There’s no significant recycling of solar panels because they’re still in operation and don’t need to be recycled. Turns out solar panels last decades with only minor degradation so they haven’t needed to be recycled at scale.
They’re almost entirely glass and aluminium anyway. We know how to recycle glass and aluminium.
> storage
There’s the direct answer to your question, cost of installed grid battery storage are getting cheaper by the user and it’s completely viable option at present. It’s not some vague fantasy idea like power plants in space or something, just look at California’s energy mix during peaks that in just a few years has become dominated by solar+batteries.

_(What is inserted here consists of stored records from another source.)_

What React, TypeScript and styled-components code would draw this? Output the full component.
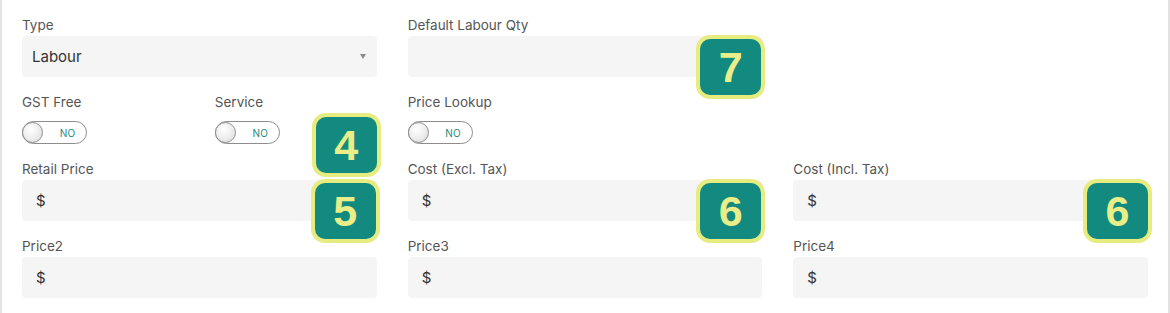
import React from 'react';
import styled, { createGlobalStyle } from 'styled-components';

const GlobalStyle = createGlobalStyle`
  html, body {
    margin: 0;
    padding: 0;
    background: #ffffff;
  }
`;

const Panel = styled.div`
  box-sizing: border-box;
  width: 1170px;
  height: 313px;
  border-left: 2px solid #e2e2e2;
  border-right: 2px solid #e2e2e2;
  padding: 16px 20px 0 20px;
  display: grid;
  grid-template-columns: repeat(6, 1fr);
  column-gap: 31px;
  row-gap: 16px;
  align-content: start;
  font-family: Inter, "Liberation Sans", Arial, sans-serif;
`;

const Field = styled.div<{ $span: number; $start?: number }>`
  position: relative;
  grid-column: ${(p) => (p.$start ? `${p.$start} / span ${p.$span}` : `span ${p.$span}`)};
  display: flex;
  flex-direction: column;
`;

const Label = styled.div`
  height: 18px;
  line-height: 18px;
  font-size: 13.5px;
  color: #555555;
  margin-bottom: 2px;
  white-space: nowrap;
`;

const InputBox = styled.div<{ $pad?: number }>`
  box-sizing: border-box;
  height: 41px;
  background: #f5f5f5;
  border-radius: 4px;
  display: flex;
  align-items: center;
  padding-left: ${(p) => p.$pad ?? 10}px;
  padding-right: 11px;
  font-size: 15px;
  color: #333333;
`;

const Value = styled.span`
  flex: 1;
`;

const Caret = styled.span`
  width: 0;
  height: 0;
  border-left: 3px solid transparent;
  border-right: 3px solid transparent;
  border-top: 5px solid #8a8a8a;
`;

const Toggle = styled.div`
  box-sizing: border-box;
  margin-top: 8px;
  width: 65px;
  height: 23px;
  border: 1px solid #8d8d8d;
  border-radius: 12px;
  background: #ffffff;
  display: flex;
  align-items: center;
`;

const Knob = styled.span`
  box-sizing: border-box;
  width: 21px;
  height: 21px;
  border-radius: 50%;
  border: 1px solid #8d8d8d;
  background: radial-gradient(circle at 40% 35%, #ffffff 0%, #f0f0f0 45%, #d8d8d8 100%);
  margin-left: -1px;
`;

const ToggleText = styled.span`
  flex: 1;
  text-align: center;
  font-size: 10px;
  color: #1e8a80;
  padding-left: 6px;
  letter-spacing: 0.2px;
`;

const Badge = styled.div<{ $top: number; $right: number }>`
  box-sizing: border-box;
  position: absolute;
  top: ${(p) => p.$top}px;
  right: ${(p) => p.$right}px;
  width: 69px;
  height: 64px;
  border: 4px solid #e6ec7f;
  border-radius: 14px;
  background: #128a7f;
  display: flex;
  align-items: center;
  justify-content: center;
  font-family: "Liberation Sans", Arial, sans-serif;
  font-weight: 700;
  font-size: 43px;
  color: #e9ee88;
  z-index: 2;
`;

const Switch = () => (
  <Toggle>
    <Knob />
    <ToggleText>NO</ToggleText>
  </Toggle>
);

const App = () => (
  <>
    <GlobalStyle />
    <Panel>
      <Field $span={2}>
        <Label>Type</Label>
        <InputBox>
          <Value>Labour</Value>
          <Caret />
        </InputBox>
      </Field>
      <Field $span={2}>
        <Label>Default Labour Qty</Label>
        <InputBox />
        <Badge $top={19} $right={-3}>7</Badge>
      </Field>

      <Field $span={1} $start={1}>
        <Label>GST Free</Label>
        <Switch />
      </Field>
      <Field $span={1}>
        <Label>Service</Label>
        <Switch />
        <Badge $top={20} $right={-4}>4</Badge>
      </Field>
      <Field $span={2}>
        <Label>Price Lookup</Label>
        <Switch />
      </Field>

      <Field $span={2} $start={1}>
        <Label>Retail Price</Label>
        <InputBox $pad={14}>$</InputBox>
        <Badge $top={19} $right={-3}>5</Badge>
      </Field>
      <Field $span={2}>
        <Label>Cost (Excl. Tax)</Label>
        <InputBox $pad={14}>$</InputBox>
        <Badge $top={19} $right={-3}>6</Badge>
      </Field>
      <Field $span={2}>
        <Label>Cost (Incl. Tax)</Label>
        <InputBox $pad={14}>$</InputBox>
        <Badge $top={19} $right={-4}>6</Badge>
      </Field>

      <Field $span={2}>
        <Label>Price2</Label>
        <InputBox $pad={14}>$</InputBox>
      </Field>
      <Field $span={2}>
        <Label>Price3</Label>
        <InputBox $pad={14}>$</InputBox>
      </Field>
      <Field $span={2}>
        <Label>Price4</Label>
        <InputBox $pad={14}>$</InputBox>
      </Field>
    </Panel>
  </>
);

export default App;
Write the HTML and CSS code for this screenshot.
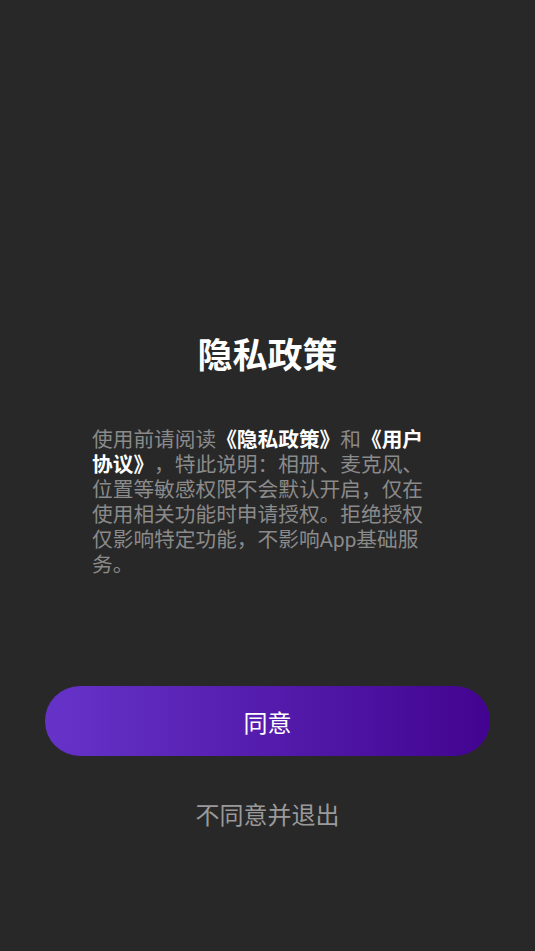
FILE: index.html
```html
<!DOCTYPE html>
<html lang="zh-CN">
<head>
<meta charset="utf-8">
<title>隐私政策</title>
<link rel="stylesheet" href="styles.css">
</head>
<body>
<main class="page">
  <h1 class="title">隐私政策</h1>
  <p class="desc">使用前请阅读<strong>《隐私政策》</strong>和<strong>《用户协议》</strong>，特此说明：相册、麦克风、位置等敏感权限不会默认开启，仅在使用相关功能时申请授权。拒绝授权仅影响特定功能，不影响App基础服务。</p>
  <button class="agree" type="button">同意</button>
  <button class="decline" type="button">不同意并退出</button>
</main>
</body>
</html>
```
FILE: styles.css
```css
html, body {
  margin: 0;
  padding: 0;
  background: #282828;
}
body {
  font-family: Roboto, "Noto Sans CJK SC", sans-serif;
  width: 535px;
  height: 951px;
  overflow: hidden;
  text-spacing-trim: space-all;
  font-feature-settings: "halt" 0, "chws" 0;
}
.page {
  display: flex;
  flex-direction: column;
  padding-top: 337px;
}
.title {
  margin: 0;
  font-size: 35px;
  line-height: 40px;
  font-weight: 700;
  color: #ffffff;
  text-align: center;
}
.desc {
  margin: 51px 92px 0 92px;
  font-size: 20.7px;
  line-height: 25px;
  color: #8a8a8a;
  text-spacing-trim: space-all;
}
.desc strong {
  color: #ffffff;
  font-weight: 700;
}
.agree {
  margin: 108px 45px 0 45px;
  height: 70px;
  border: none;
  border-radius: 35px;
  background: linear-gradient(90deg, #6633c9 0%, #420490 100%);
  color: #ffffff;
  font-family: inherit;
  font-size: 24px;
  padding: 0;
}
.decline {
  margin: 45px auto 0 auto;
  border: none;
  background: transparent;
  color: #9a9a9a;
  font-family: inherit;
  font-size: 24px;
  line-height: 30px;
  padding: 0;
}
```
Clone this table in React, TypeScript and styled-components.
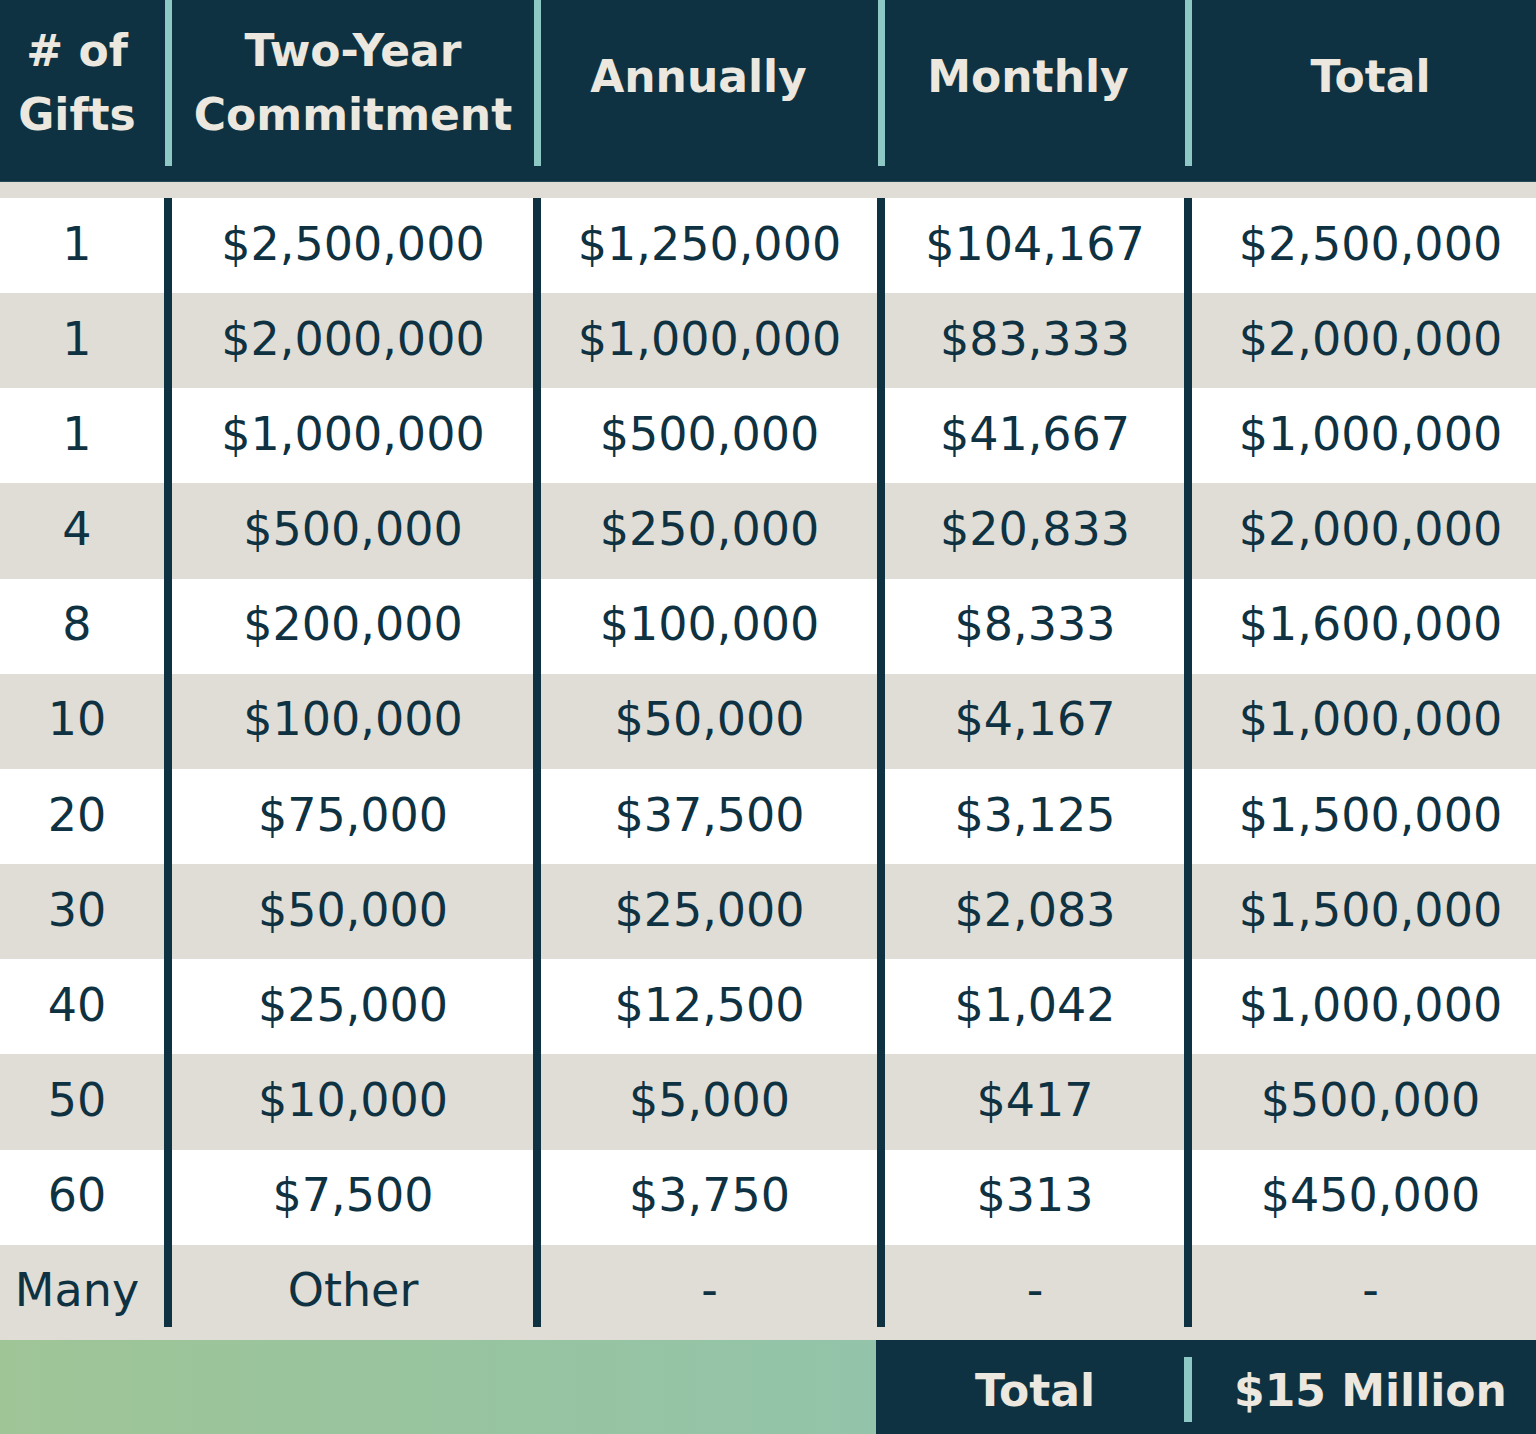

For longer periods of low-sun in a climate like Ireland see the other renewable options he mentioned. Plus a couple natural gas plants for fallback that can comfortably sit idle until needed.
If some combo of renewables are used 90% of the time when possible, no one is going to be mad about modern clean-burning LNG plants compared to a toxic, expensive relic of the past like coal.
Current trends make it clear the future will be renewables, grid battery storage, and however many natural gas plants are needed for reliability based on local climate (plus keeping nuclear online if you already have it). And that “future” is pretty much here already in places like California.